I was pleasantly surprised at my experience installing PyLucene this morning on my OSX 10.5 laptop. The installation instructions worked perfectly without a hiccup. This may not be impressive if you’ve never installed (or attempted to install) PyLucene before.
I tried once a year or so back and was unsuccessful. The build process just never worked for me and I couldn’t find a binary build that fit my OS + Python version + Java version combination.
Check out PyLucene:
$ svn co http://svn.apache.org/repos/asf/lucene/pylucene/trunk pylucene
Build JCC. I install Python packages in my home directory and if you do so too you can omit sudo before the last command, otherwise leave it in:
$ cd pylucene/jcc $ python setup.py build $ sudo python setup.py install
Now we need to edit PyLucene’s Makefile to be configured for OSX and Python 2.5. If you use a different setup than the one that ships with OSX 10.5, you’ll have to adjust these parameters to match your setup.
Edit the Makefile:
$ cd .. $ nano Makefile
Uncomment the 5 lines Below the comment # Mac OS X (Python 2.5, Java 1.5). If you have installed a different version of Python such as 2.6, there should be a combination that works for you.

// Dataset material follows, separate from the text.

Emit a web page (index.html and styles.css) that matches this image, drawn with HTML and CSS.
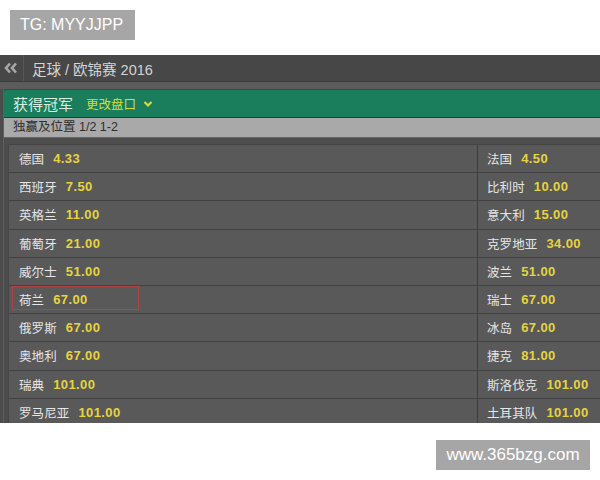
FILE: index.html
```html
<!DOCTYPE html>
<html lang="zh-CN">
<head>
  <meta charset="UTF-8">
  <meta name="viewport" content="width=device-width, initial-scale=1.0">
  <title>欧锦赛 2016</title>
  <link rel="stylesheet" href="styles.css">
</head>
<body>
  <div class="tag">TG: MYYJJPP</div>
  <div class="screen">
    <div class="topbar">
      <span class="back">
        <svg width="14" height="12" viewBox="0 0 14 12"><path d="M6 1.5 L2 6 L6 10.5 M12 1.5 L8 6 L12 10.5" fill="none" stroke="#a8a8a8" stroke-width="2.6"/></svg>
      </span>
      <span class="crumb">足球 / 欧锦赛 2016</span>
    </div>
    <div class="band"></div>
    <div class="panel">
      <div class="market">
        <span class="market-title">获得冠军</span>
        <span class="change">更改盘口</span>
        <svg class="chev" width="10" height="8" viewBox="0 0 10 8"><path d="M1.5 2 L5 5.5 L8.5 2" fill="none" stroke="#d6dc3c" stroke-width="2.2"/></svg>
      </div>
      <div class="sub">独赢及位置 1/2 1-2</div>
      <div class="gap"></div>
      <div class="odds">
        <div class="row"><div class="cell"><span class="name">德国</span><span class="price">4.33</span></div><div class="cell right"><span class="name">法国</span><span class="price">4.50</span></div></div>
        <div class="row"><div class="cell"><span class="name">西班牙</span><span class="price">7.50</span></div><div class="cell right"><span class="name">比利时</span><span class="price">10.00</span></div></div>
        <div class="row"><div class="cell"><span class="name">英格兰</span><span class="price">11.00</span></div><div class="cell right"><span class="name">意大利</span><span class="price">15.00</span></div></div>
        <div class="row"><div class="cell"><span class="name">葡萄牙</span><span class="price">21.00</span></div><div class="cell right"><span class="name">克罗地亚</span><span class="price">34.00</span></div></div>
        <div class="row"><div class="cell"><span class="name">威尔士</span><span class="price">51.00</span></div><div class="cell right"><span class="name">波兰</span><span class="price">51.00</span></div></div>
        <div class="row"><div class="cell"><span class="mark"></span><span class="name">荷兰</span><span class="price">67.00</span></div><div class="cell right"><span class="name">瑞士</span><span class="price">67.00</span></div></div>
        <div class="row"><div class="cell"><span class="name">俄罗斯</span><span class="price">67.00</span></div><div class="cell right"><span class="name">冰岛</span><span class="price">67.00</span></div></div>
        <div class="row"><div class="cell"><span class="name">奥地利</span><span class="price">67.00</span></div><div class="cell right"><span class="name">捷克</span><span class="price">81.00</span></div></div>
        <div class="row"><div class="cell"><span class="name">瑞典</span><span class="price">101.00</span></div><div class="cell right"><span class="name">斯洛伐克</span><span class="price">101.00</span></div></div>
        <div class="row"><div class="cell"><span class="name">罗马尼亚</span><span class="price">101.00</span></div><div class="cell right"><span class="name">土耳其队</span><span class="price">101.00</span></div></div>
      </div>
    </div>
  </div>
  <div class="footer">
    <div class="site">www.365bzg.com</div>
  </div>
</body>
</html>
```
FILE: styles.css
```css
body {
  margin: 0;
  background: #fff;
  font-family: "Liberation Sans", "Noto Sans CJK SC", sans-serif;
}

.tag {
  display: inline-block;
  margin: 10px 0 0 10px;
  width: 125px;
  height: 30px;
  line-height: 30px;
  background: #a6a6a6;
  color: #fff;
  font-size: 16px;
  text-indent: 10px;
}

.screen {
  margin-top: 15px;
  height: 368px;
  background: #4c4c4c;
  overflow: hidden;
}

.topbar {
  display: flex;
  align-items: center;
  height: 26px;
  background: #474747;
  border-bottom: 1px solid #3c3c3c;
}

.back {
  display: flex;
  align-items: center;
  justify-content: center;
  width: 22px;
  height: 26px;
  padding-right: 1px;
  border-right: 1px solid #575757;
}

.crumb {
  padding-left: 8px;
  color: #d4d4d4;
  font-size: 14.5px;
}

.band {
  height: 7px;
  background: #5c5c5c;
}

.panel {
  margin-left: 3px;
  border-left: 1px solid #5e5e5e;
}

.market {
  display: flex;
  align-items: center;
  height: 27px;
  padding-left: 9px;
  background: #1a7e5c;
  border-top: 1px solid #0f5e42;
  border-bottom: 1px solid #0c4a34;
  border-top-left-radius: 3px;
}

.market-title {
  color: #d8efe2;
  font-size: 15px;
}

.change {
  margin-left: 13px;
  color: #d6dc3c;
  font-size: 12.5px;
}

.chev {
  margin-left: 7px;
}

.sub {
  height: 19px;
  line-height: 19px;
  padding-left: 9px;
  background: #a9a9a9;
  color: #2e2e2e;
  font-size: 12.5px;
}

.gap {
  height: 6px;
  background: #4e4e4e;
  border-top: 1px solid #666;
}

.odds {
  margin-left: 4px;
  border-left: 1px solid #464646;
  border-top: 1px solid #444;
}

.row {
  display: grid;
  grid-template-columns: 468px 1fr;
  height: 27.2px;
  background: #595959;
  border-bottom: 1px solid #414141;
}

.cell {
  position: relative;
  display: flex;
  align-items: center;
  padding-left: 10px;
}

.cell.right {
  padding-left: 9px;
  border-left: 1px solid #3e3e3e;
}

.name {
  color: #e6e6e6;
  font-size: 12.5px;
  letter-spacing: 0.1px;
}

.price {
  margin-left: 9px;
  color: #e6d43c;
  font-size: 13px;
  font-weight: bold;
  letter-spacing: 0.4px;
}

.mark {
  position: absolute;
  left: 3px;
  top: 0;
  width: 125px;
  height: 22px;
  border: 1px solid #b04444;
}

.footer {
  display: flex;
  justify-content: flex-end;
  padding: 17px 10px 0 0;
}

.site {
  width: 154px;
  height: 30px;
  line-height: 30px;
  background: #a6a6a6;
  color: #fff;
  font-size: 17px;
  text-align: center;
}
```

Here’s what I uncommented:
# Mac OS X (Python 2.5, Java 1.5) PREFIX_PYTHON=/usr ANT=ant PYTHON=$(PREFIX_PYTHON)/bin/python JCC=$(PYTHON) -m jcc --shared NUM_FILES=2
Save the file, exit your editor, and build PyLucene:
$ make
If it doesn’t build properly check the settings in your Makefile.
After a successful build, install it (again you can omit sudo if you install Python packages locally and not system-wide):
$ sudo make install
Now verify that it’s been installed:
$ python Python 2.5.1 (r251:54863, Nov 11 2008, 17:46:48) [GCC 4.0.1 (Apple Inc. build 5465)] on darwin Type "help", "copyright", "credits" or "license" for more information. >>> import lucene >>>
If it imports without a problem you should have a working PyLucene library. Rejoice.